● **Task inputs**
┌──

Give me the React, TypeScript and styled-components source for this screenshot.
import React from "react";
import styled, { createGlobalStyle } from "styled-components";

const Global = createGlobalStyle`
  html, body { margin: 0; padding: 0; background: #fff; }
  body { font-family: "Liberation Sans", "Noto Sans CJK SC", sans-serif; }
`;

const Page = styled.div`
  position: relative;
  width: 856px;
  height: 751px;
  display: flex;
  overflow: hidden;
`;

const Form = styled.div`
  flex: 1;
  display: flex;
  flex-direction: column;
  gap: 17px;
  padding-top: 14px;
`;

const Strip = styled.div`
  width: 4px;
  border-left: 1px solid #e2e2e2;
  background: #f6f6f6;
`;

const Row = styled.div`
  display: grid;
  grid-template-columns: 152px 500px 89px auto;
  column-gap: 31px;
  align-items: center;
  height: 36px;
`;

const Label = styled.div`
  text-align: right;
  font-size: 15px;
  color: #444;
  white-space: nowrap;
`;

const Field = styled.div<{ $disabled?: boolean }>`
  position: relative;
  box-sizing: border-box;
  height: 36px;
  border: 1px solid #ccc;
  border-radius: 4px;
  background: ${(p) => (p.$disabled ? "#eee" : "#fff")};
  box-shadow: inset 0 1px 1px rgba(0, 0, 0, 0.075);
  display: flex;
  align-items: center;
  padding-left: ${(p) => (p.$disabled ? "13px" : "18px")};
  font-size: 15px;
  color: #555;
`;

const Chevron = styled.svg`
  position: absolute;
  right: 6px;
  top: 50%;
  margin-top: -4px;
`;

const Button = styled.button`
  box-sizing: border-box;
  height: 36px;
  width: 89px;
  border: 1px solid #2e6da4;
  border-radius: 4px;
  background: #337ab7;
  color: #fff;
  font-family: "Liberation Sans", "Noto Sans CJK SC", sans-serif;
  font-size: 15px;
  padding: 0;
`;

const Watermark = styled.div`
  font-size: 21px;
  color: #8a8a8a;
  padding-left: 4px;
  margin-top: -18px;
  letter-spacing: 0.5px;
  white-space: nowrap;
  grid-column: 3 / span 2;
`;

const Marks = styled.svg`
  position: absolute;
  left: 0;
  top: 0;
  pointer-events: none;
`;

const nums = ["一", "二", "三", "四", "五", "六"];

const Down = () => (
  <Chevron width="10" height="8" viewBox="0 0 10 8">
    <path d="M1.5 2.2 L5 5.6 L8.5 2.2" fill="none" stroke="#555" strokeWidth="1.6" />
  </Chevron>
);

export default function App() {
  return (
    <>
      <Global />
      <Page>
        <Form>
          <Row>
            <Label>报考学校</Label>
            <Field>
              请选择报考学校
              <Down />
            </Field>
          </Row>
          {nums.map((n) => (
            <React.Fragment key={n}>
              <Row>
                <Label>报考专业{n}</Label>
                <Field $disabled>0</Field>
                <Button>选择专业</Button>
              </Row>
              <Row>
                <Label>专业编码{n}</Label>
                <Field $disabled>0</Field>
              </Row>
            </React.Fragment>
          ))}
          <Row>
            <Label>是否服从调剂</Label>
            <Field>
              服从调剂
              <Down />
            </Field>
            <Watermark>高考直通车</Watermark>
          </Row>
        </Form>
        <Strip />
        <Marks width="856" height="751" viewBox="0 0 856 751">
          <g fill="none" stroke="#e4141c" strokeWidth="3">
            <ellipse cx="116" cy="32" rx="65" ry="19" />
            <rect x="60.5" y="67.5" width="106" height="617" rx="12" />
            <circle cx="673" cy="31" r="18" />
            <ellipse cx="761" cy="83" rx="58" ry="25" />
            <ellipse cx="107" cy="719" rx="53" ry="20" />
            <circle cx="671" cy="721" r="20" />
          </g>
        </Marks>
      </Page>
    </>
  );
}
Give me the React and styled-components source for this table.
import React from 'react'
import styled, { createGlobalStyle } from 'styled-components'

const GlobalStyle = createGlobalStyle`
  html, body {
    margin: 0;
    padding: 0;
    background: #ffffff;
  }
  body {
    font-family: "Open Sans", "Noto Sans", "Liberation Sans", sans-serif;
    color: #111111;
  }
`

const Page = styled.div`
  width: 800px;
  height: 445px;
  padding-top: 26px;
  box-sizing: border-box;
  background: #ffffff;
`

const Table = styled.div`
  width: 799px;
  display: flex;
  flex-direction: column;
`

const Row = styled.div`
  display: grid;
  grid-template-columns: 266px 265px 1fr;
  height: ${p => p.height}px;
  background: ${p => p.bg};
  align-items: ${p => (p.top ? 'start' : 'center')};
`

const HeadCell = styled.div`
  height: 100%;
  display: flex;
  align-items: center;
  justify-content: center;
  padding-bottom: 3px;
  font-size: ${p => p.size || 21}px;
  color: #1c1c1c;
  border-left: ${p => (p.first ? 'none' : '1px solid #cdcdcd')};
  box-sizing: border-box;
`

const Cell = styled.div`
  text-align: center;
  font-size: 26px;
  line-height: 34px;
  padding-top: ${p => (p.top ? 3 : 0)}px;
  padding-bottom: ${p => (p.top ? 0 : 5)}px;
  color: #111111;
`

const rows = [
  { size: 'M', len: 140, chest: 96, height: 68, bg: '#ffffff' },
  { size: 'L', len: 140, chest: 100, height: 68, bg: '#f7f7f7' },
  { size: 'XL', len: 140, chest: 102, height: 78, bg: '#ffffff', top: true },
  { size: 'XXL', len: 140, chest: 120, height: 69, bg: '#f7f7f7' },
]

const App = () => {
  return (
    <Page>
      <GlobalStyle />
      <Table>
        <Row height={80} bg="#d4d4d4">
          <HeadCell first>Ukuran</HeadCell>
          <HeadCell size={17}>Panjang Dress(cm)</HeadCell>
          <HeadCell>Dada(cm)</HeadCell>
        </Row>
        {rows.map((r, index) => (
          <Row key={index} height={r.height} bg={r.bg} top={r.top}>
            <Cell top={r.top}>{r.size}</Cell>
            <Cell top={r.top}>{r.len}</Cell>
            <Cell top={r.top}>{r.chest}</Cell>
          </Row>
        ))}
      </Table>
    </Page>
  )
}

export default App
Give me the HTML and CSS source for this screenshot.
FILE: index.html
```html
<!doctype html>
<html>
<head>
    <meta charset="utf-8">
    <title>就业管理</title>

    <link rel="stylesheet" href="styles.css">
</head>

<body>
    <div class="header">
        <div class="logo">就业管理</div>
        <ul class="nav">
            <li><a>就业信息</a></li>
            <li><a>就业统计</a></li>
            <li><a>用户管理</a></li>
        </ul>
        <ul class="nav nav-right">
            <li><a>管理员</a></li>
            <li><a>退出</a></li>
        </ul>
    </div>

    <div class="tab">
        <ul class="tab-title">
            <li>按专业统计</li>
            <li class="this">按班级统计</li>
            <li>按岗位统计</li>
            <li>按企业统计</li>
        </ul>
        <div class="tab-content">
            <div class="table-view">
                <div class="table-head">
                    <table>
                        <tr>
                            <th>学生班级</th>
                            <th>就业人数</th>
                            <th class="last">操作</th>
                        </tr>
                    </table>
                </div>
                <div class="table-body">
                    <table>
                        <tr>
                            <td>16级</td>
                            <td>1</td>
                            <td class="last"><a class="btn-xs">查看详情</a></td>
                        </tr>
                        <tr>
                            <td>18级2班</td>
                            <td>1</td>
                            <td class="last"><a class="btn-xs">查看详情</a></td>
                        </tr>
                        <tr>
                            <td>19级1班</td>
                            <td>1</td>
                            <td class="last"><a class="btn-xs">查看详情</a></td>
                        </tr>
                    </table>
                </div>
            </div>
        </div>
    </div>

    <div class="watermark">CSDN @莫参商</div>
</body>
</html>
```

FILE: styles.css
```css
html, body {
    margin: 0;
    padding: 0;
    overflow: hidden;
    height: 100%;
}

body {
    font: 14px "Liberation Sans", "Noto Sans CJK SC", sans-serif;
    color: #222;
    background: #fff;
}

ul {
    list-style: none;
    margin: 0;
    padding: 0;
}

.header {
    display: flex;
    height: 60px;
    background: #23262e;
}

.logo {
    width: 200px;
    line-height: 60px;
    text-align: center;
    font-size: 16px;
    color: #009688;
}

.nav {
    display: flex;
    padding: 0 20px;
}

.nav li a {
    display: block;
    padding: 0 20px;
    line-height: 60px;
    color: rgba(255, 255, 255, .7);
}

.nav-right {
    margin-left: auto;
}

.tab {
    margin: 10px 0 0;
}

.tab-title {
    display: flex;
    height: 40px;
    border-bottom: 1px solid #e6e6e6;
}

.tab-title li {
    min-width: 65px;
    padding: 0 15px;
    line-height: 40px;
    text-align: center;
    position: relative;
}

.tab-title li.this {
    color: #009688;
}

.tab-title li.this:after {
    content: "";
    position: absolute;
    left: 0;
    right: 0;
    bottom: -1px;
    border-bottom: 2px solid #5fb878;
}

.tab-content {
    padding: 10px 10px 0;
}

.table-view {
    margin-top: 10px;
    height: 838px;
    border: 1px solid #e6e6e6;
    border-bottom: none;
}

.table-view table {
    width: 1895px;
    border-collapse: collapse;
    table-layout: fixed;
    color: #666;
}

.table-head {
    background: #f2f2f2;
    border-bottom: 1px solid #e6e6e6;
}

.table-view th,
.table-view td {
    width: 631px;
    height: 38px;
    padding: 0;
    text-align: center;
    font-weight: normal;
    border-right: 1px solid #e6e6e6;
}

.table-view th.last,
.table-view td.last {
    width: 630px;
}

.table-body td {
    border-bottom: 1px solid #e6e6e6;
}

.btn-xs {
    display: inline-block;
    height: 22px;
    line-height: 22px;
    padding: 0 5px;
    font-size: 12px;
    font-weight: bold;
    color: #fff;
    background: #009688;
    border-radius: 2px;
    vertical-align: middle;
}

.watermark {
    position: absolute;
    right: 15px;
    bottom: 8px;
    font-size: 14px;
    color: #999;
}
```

└──

● **The problem**
Provide only the count of lines in the material above that hold the word "source".

● **Answer to this problem**
3